begin Dataset excerpt

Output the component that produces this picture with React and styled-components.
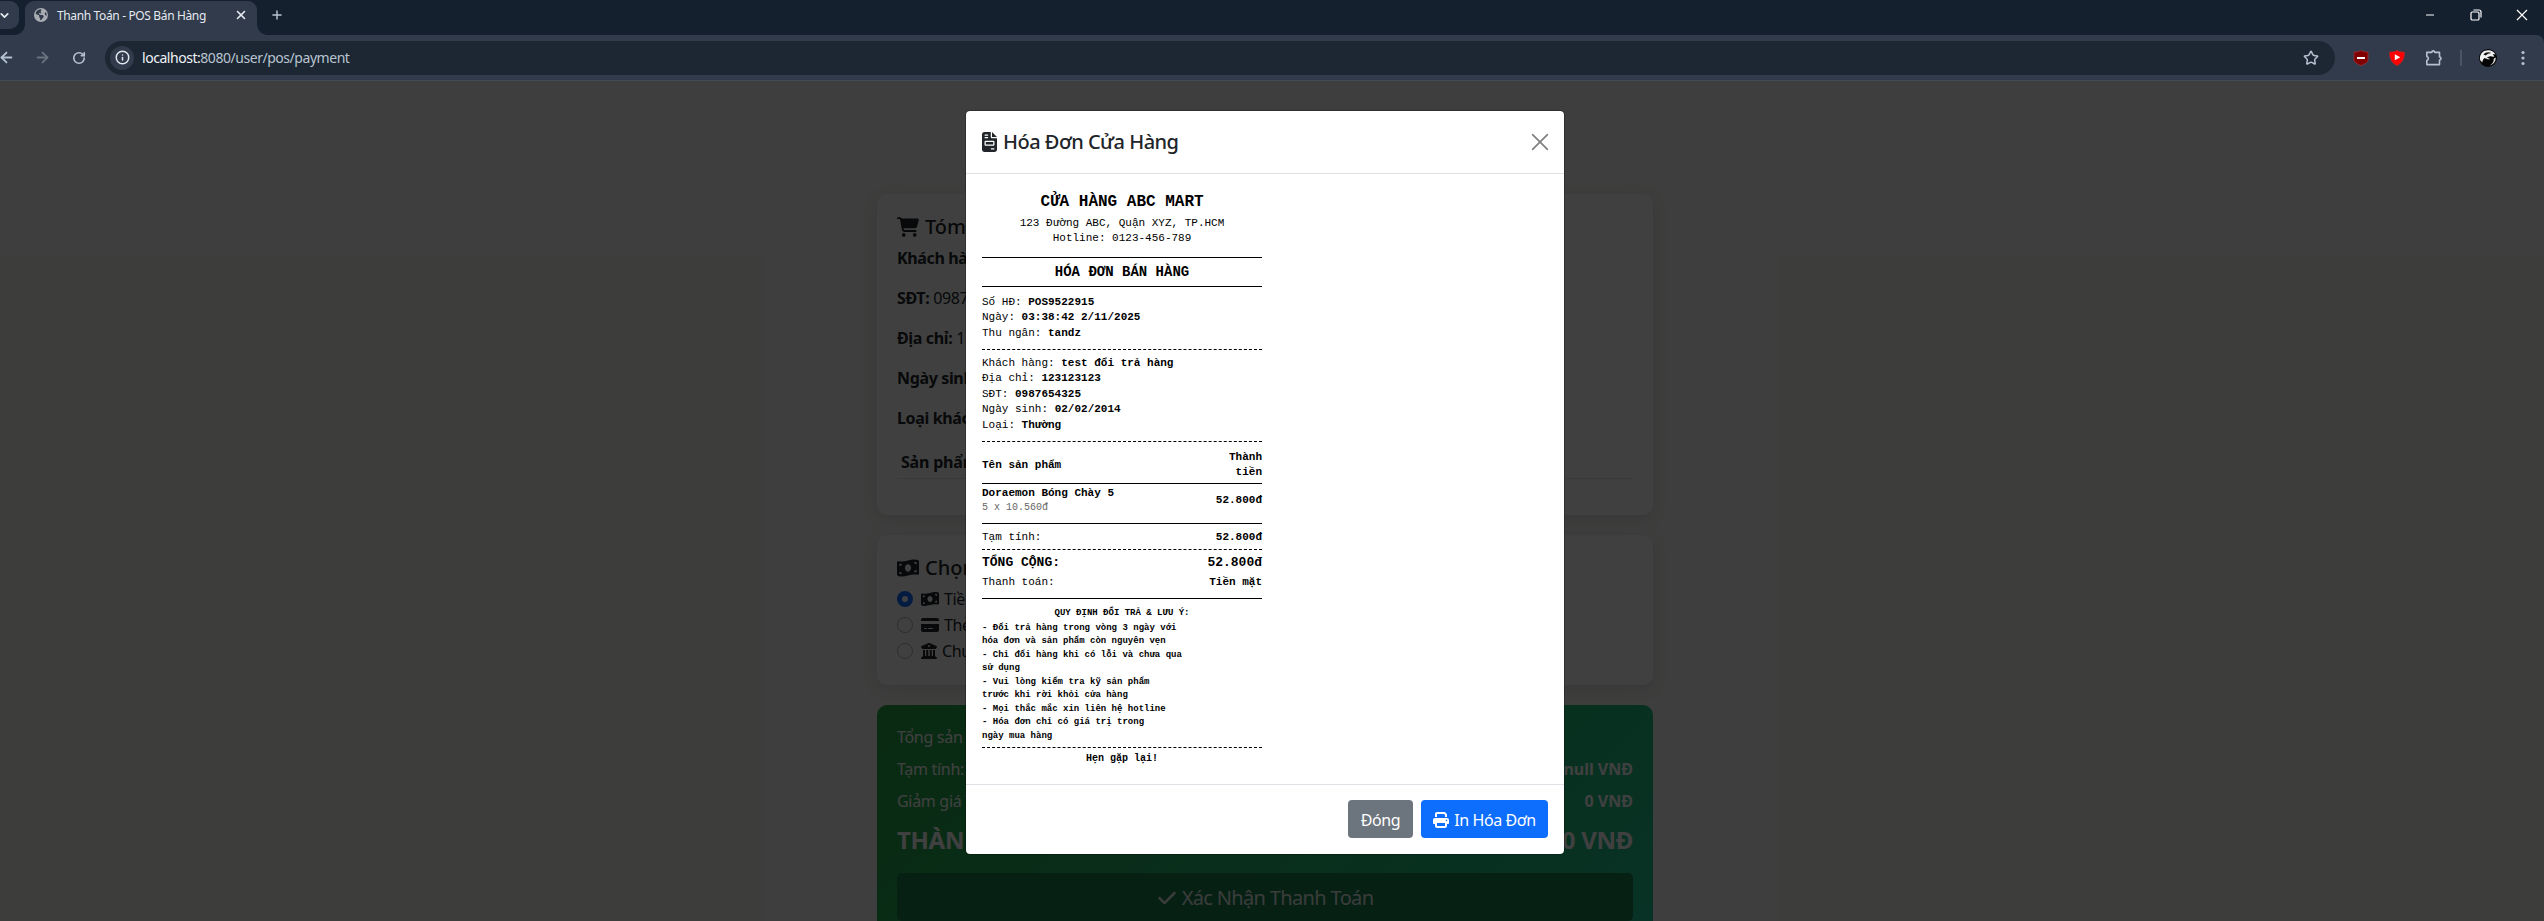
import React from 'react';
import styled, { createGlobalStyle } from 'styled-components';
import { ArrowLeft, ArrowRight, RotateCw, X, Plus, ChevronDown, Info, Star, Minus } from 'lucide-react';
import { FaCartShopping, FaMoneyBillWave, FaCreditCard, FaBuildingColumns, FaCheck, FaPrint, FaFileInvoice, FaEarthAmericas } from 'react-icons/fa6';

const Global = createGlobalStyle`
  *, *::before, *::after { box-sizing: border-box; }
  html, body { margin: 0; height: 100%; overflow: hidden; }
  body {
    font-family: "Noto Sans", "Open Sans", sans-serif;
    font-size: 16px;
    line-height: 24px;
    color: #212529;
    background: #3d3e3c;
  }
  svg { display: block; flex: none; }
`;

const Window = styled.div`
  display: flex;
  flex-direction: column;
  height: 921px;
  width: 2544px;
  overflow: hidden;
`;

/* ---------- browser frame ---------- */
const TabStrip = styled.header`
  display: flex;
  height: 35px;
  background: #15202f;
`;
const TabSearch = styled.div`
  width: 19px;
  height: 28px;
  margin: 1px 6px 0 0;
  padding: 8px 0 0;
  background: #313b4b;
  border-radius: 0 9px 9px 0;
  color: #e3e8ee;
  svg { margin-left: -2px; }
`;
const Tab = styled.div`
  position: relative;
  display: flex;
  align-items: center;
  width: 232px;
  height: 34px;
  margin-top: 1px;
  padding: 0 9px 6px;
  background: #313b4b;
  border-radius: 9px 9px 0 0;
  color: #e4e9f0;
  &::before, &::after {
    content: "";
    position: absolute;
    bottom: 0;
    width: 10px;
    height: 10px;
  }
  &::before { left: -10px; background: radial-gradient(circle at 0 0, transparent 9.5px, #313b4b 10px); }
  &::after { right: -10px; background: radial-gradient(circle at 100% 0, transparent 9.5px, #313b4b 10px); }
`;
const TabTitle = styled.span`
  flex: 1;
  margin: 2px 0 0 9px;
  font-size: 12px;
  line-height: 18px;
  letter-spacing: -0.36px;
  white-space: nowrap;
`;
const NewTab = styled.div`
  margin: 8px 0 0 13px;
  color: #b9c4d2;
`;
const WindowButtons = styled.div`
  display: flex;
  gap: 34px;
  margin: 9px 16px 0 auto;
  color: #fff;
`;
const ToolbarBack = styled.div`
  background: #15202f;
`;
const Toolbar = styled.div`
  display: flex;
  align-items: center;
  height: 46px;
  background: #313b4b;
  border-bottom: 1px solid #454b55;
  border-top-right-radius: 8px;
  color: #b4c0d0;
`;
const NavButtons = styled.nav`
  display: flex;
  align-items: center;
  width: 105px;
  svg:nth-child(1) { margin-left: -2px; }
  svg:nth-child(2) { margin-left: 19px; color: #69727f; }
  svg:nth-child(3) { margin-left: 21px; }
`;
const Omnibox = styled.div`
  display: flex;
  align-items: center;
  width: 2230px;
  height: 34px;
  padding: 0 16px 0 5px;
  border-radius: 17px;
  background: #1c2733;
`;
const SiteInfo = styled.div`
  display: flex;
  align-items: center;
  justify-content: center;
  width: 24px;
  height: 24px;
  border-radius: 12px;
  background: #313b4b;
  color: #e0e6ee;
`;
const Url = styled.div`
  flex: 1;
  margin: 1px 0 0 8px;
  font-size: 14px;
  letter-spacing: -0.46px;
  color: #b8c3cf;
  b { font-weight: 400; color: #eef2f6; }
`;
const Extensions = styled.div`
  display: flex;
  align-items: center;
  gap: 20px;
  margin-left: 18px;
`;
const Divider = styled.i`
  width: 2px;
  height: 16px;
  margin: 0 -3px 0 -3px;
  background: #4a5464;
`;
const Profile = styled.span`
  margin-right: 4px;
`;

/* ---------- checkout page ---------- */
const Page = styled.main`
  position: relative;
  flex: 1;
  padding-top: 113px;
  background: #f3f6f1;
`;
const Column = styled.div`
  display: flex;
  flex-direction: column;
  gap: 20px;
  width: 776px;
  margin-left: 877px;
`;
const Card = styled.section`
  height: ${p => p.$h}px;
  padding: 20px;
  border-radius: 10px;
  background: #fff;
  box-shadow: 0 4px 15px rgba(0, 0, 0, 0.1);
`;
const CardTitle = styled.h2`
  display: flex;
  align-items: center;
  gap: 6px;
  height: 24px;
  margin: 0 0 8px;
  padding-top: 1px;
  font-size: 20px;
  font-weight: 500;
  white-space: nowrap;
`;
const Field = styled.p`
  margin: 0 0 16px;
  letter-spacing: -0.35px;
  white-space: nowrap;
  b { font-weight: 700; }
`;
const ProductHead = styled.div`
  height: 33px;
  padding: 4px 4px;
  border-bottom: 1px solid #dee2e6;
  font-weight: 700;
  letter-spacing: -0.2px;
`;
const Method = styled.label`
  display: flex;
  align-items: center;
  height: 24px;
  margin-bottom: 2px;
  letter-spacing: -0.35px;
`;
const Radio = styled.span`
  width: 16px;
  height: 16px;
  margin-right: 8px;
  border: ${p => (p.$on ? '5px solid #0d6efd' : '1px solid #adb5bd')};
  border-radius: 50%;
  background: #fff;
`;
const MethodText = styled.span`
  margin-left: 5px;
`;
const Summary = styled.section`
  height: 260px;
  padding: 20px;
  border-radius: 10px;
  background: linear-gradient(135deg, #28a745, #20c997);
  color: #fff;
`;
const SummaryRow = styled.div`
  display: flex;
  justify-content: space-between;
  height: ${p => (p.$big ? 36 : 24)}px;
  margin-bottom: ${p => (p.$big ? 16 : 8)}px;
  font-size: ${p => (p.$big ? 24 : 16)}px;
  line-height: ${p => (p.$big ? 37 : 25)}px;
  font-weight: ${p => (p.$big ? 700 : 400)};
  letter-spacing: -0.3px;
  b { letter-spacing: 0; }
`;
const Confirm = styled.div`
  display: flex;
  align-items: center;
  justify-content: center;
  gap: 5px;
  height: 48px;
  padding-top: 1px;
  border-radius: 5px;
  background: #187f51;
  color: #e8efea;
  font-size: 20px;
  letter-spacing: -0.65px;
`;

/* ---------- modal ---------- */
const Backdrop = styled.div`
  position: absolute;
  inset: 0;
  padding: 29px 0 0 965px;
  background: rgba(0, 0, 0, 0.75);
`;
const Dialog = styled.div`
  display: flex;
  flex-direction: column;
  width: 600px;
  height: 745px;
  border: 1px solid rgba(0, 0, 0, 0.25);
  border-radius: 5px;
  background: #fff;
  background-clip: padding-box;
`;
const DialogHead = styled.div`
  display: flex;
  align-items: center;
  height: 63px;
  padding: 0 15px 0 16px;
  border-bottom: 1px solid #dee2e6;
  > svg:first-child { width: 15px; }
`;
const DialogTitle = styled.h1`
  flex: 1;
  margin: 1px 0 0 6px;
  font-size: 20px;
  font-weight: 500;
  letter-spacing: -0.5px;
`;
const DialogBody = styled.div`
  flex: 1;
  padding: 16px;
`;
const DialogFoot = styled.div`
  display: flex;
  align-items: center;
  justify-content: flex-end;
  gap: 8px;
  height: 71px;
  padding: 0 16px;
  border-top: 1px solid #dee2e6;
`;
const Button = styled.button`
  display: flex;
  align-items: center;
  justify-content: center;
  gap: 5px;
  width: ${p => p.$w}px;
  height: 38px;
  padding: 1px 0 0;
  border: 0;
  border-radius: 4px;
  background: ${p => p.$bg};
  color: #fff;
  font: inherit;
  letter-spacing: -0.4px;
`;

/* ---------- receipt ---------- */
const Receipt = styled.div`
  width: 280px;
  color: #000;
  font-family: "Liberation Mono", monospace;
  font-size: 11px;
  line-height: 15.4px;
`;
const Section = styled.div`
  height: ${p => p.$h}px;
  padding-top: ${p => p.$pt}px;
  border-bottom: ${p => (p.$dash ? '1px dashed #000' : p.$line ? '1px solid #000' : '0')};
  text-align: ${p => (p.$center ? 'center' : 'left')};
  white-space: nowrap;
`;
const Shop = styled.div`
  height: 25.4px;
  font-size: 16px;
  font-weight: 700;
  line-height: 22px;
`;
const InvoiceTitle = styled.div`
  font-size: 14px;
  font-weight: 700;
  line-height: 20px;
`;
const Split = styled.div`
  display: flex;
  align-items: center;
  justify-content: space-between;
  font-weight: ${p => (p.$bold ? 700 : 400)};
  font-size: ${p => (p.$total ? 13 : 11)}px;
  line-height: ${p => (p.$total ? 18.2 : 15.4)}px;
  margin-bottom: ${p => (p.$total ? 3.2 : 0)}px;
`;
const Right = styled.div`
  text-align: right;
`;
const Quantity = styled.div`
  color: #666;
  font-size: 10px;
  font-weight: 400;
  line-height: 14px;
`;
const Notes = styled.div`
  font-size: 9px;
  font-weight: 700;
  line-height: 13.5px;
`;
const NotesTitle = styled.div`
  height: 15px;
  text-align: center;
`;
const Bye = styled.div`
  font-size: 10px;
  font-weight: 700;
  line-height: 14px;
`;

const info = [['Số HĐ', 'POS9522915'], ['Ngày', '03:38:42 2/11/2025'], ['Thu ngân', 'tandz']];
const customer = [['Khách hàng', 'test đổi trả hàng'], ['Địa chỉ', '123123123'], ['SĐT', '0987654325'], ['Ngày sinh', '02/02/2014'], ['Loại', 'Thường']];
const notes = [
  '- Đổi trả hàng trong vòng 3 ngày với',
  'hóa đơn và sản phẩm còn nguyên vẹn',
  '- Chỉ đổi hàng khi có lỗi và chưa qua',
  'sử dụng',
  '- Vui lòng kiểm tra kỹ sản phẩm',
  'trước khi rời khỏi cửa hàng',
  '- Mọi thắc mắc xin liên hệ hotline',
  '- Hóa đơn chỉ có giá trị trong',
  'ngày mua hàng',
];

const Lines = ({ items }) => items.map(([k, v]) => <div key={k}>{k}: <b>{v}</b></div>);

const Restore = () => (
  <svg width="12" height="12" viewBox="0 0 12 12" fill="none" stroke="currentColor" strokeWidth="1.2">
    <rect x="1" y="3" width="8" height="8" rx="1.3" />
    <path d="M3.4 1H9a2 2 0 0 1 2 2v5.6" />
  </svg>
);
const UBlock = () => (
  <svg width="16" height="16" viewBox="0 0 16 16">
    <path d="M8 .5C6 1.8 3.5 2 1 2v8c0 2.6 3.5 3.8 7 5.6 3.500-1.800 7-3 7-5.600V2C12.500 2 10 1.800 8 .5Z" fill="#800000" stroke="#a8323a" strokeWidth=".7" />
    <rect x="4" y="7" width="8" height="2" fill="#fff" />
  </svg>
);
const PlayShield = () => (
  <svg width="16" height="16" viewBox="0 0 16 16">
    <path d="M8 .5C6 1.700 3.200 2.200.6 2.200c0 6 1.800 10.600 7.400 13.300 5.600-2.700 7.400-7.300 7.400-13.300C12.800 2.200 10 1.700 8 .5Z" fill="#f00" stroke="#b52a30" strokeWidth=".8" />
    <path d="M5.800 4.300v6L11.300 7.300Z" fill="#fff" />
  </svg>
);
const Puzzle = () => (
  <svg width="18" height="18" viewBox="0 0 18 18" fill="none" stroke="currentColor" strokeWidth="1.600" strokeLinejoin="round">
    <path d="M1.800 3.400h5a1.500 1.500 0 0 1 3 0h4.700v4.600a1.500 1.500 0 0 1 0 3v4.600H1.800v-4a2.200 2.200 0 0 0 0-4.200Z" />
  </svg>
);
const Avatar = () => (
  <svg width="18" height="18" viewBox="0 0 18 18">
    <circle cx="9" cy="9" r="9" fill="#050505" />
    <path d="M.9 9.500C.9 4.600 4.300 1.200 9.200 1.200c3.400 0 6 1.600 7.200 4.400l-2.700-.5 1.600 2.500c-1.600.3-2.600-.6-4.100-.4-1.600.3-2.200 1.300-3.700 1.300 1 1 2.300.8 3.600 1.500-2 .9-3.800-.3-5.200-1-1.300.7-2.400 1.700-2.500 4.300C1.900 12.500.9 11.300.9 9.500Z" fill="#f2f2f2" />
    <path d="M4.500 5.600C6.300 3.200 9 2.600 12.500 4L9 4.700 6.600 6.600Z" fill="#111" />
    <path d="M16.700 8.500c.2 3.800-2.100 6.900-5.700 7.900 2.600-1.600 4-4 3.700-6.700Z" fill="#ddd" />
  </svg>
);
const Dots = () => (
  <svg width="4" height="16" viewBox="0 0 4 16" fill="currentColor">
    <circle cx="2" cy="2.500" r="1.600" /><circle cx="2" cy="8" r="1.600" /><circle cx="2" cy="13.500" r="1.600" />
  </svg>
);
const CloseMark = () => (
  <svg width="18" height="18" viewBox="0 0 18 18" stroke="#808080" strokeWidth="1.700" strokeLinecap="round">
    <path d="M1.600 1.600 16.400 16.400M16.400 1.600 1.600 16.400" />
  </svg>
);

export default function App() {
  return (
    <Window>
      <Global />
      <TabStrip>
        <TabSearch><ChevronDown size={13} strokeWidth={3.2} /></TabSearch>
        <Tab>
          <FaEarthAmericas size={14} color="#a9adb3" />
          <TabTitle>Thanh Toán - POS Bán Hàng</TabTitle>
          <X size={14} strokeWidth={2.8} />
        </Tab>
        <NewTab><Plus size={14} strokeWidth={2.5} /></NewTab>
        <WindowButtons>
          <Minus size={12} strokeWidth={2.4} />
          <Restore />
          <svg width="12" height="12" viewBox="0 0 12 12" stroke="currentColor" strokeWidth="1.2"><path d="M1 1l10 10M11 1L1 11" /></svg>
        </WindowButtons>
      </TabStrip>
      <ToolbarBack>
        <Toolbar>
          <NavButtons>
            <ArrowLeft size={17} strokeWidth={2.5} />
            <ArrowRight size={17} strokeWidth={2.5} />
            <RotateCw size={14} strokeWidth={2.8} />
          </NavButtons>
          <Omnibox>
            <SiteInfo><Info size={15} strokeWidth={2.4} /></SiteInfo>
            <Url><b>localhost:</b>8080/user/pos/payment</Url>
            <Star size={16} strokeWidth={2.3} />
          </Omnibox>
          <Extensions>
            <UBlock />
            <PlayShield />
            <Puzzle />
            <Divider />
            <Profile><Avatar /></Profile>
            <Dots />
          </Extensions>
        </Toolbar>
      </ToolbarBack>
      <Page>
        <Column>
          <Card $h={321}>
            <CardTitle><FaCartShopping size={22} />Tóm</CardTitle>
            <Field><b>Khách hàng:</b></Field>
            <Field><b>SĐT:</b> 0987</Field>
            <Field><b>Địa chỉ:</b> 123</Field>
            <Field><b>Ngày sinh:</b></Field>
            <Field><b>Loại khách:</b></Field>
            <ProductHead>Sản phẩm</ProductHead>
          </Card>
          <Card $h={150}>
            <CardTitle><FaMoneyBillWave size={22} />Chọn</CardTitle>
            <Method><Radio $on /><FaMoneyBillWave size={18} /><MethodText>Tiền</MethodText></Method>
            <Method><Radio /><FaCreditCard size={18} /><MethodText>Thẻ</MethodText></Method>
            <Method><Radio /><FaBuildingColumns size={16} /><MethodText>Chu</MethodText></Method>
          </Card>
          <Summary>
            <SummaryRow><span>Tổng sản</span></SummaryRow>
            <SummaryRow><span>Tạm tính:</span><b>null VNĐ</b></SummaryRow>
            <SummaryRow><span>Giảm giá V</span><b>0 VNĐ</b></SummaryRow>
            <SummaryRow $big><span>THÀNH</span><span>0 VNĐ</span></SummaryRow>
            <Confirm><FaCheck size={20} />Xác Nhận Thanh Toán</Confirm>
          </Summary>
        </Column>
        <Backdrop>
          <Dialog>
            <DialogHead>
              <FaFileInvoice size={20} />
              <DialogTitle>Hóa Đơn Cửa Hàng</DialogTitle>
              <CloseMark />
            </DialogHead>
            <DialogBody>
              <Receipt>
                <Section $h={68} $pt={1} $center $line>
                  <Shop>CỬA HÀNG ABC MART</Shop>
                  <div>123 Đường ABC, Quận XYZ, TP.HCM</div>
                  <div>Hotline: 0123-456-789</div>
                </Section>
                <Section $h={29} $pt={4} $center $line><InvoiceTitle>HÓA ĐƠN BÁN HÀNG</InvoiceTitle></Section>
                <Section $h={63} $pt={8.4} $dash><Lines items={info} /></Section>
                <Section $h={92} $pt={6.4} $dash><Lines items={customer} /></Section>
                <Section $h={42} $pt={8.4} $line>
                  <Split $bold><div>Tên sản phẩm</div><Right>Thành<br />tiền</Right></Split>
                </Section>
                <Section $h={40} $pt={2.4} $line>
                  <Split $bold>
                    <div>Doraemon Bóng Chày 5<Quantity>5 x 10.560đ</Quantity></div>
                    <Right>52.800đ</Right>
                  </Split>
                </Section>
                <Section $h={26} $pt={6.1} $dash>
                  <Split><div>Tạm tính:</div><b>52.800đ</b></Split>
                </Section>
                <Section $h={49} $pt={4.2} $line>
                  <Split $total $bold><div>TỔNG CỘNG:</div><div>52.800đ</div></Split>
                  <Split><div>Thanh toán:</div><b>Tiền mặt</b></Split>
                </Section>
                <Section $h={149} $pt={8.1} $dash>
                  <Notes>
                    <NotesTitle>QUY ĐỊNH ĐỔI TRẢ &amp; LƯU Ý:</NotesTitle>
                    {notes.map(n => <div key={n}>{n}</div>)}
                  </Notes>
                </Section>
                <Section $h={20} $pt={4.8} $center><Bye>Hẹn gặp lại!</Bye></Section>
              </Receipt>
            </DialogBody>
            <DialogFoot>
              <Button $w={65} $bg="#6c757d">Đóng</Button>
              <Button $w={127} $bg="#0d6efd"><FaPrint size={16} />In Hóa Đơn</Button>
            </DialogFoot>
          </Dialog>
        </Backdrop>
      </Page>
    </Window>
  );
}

end Dataset excerpt

◆ Task to complete
Repeat the listing above from its first line through the line that contains "FaPrint, FaFileInvoice, FaEarthAmericas", both included, and nothing more. Drop the pictures.

◆ Full output
Output the component that produces this picture with React and styled-components.
import React from 'react';
import styled, { createGlobalStyle } from 'styled-components';
import { ArrowLeft, ArrowRight, RotateCw, X, Plus, ChevronDown, Info, Star, Minus } from 'lucide-react';
import { FaCartShopping, FaMoneyBillWave, FaCreditCard, FaBuildingColumns, FaCheck, FaPrint, FaFileInvoice, FaEarthAmericas } from 'react-icons/fa6';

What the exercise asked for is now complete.